Behold the NIMBY-ism of tomorrow, today: Williamsburg doesn’t need a space elevator!
More rephotography: Chicago Then and Now.
One of the sloppier papers I wrote as an undergraduate, which ostensibly examined Isaiah Berlin’s conception of free will, contained the following passage:
Sartre’s view is like that of the man who decides to prove the old adage, “No two snowflakes are alike.” With great enthusiasm, he travels to New York during a snowy winter and stands outside in the cold, catching as many flakes as he can on specially chilled microscope slides. At the end of a day’s work, he heads into his super-cooled lab with the slides, diligently cataloging and archiving each snowflake. He repeats this process every winter for twenty years.
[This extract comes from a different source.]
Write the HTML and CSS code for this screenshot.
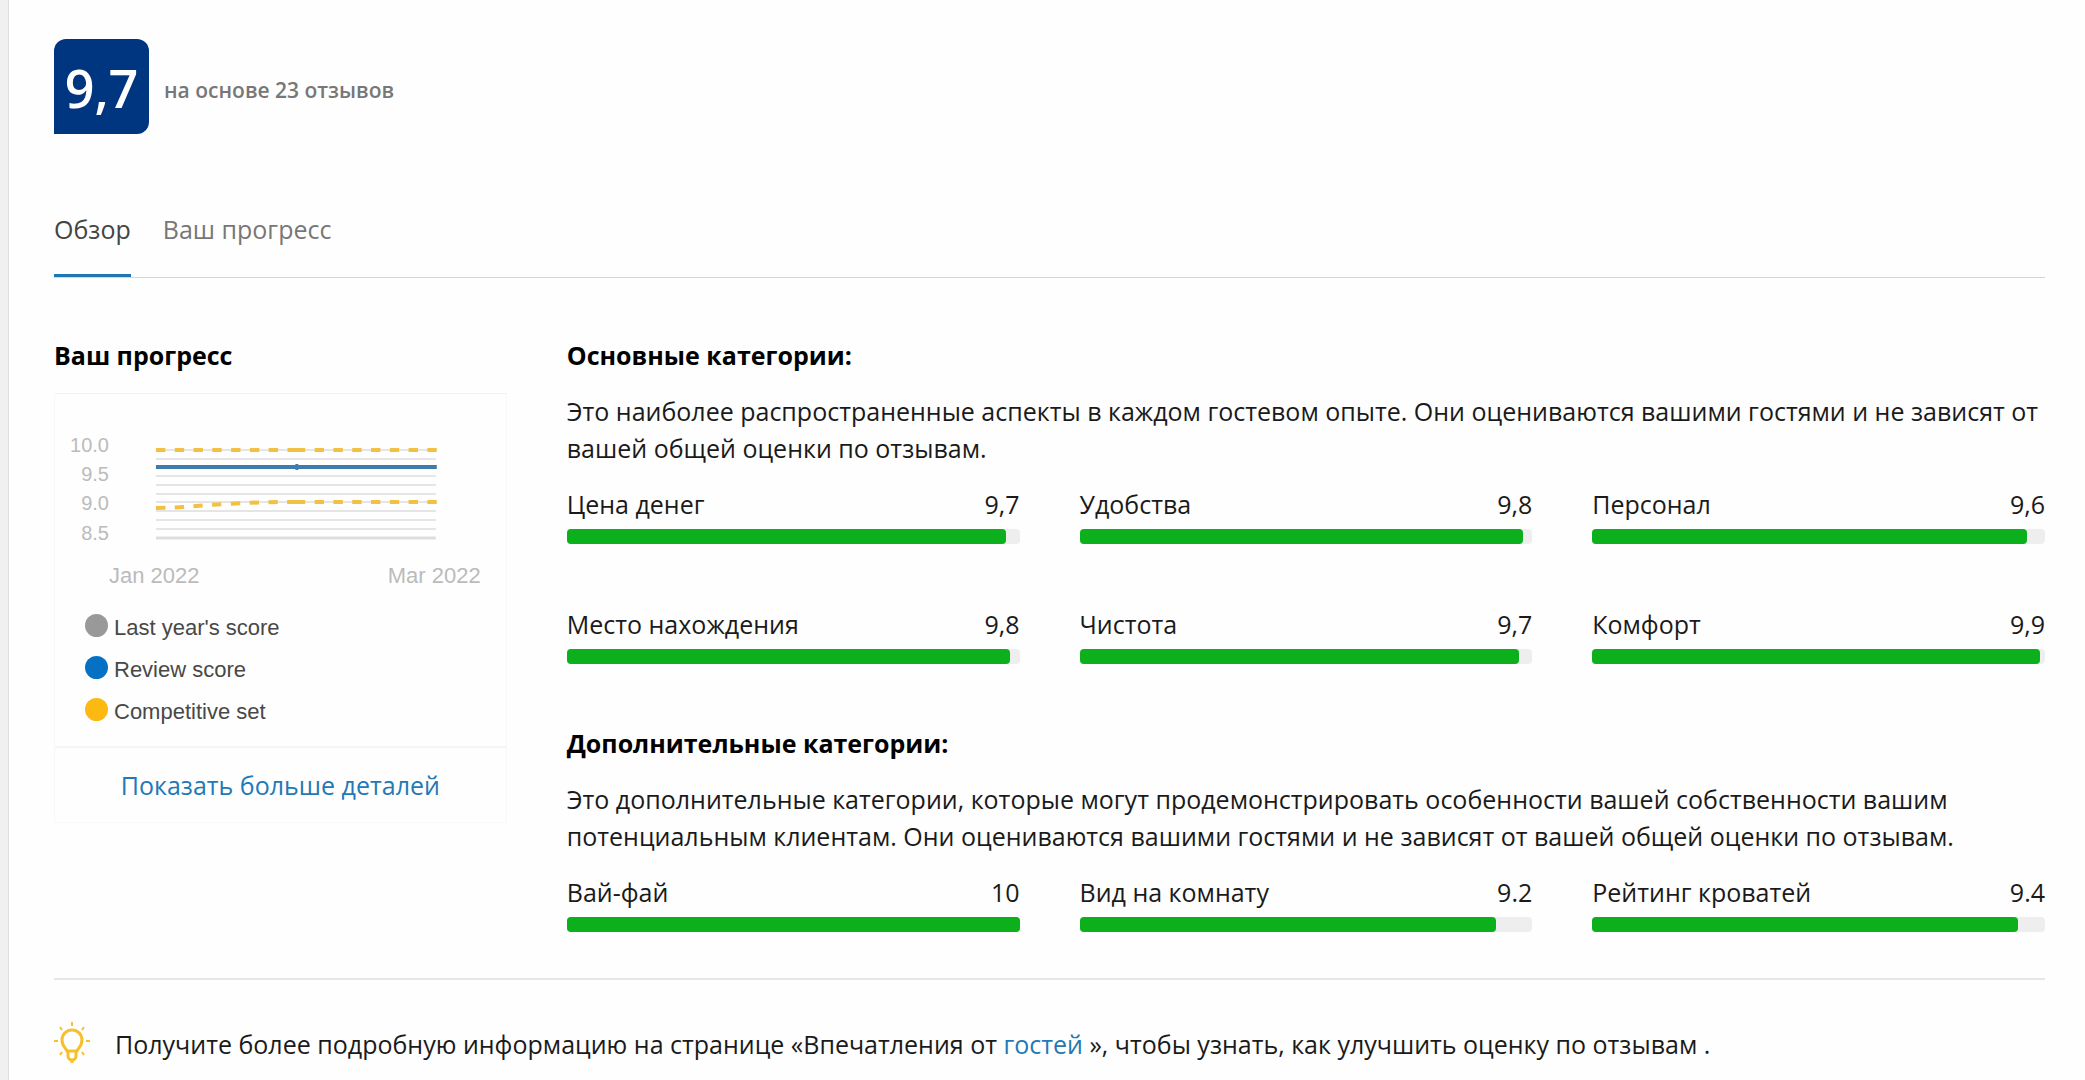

This week, about five and a half years later, I learned of Wilson Bentley, who spent several decades in the late 19th and early 20th centuries photographing New England’s snowflakes. A newspaper article from 1922 described his methods:
It is indeed a delicate task to “catch” one’s snowflake and get it in position to be photographed. Mr. Bentley has a tray consisting of a board painted black with wire handles on either end, on which he collects the flakes: this he carries carefully by the handles with mittened hands, in order to keep off all animal heat: and to keep his hands warm too, no doubt: into his cold, unheated workroom. With a splint of wood, he painstakingly picks up the snowflake and places it on the slide of his microscope, being particularly careful that it is unbroken and perfectly flat so that all parts reflect the light equally.
(Incidentally, Christie, if the title didn’t make you giggle, try thinking back to our college days and reading it out loud a couple of times.)
For those of you who have complained about the lack of recipes lately, may I recommend the delicious lentil soup that I fixed a few evenings ago? It’s the tastiest non-Indian lentil dish that I’ve cooked.
My local market doesn’t carry porcini powder, so I just threw some dried porcini mushrooms in the coffee grinder. I imagine you could do the same with the fennel if you can only find the whole seeds.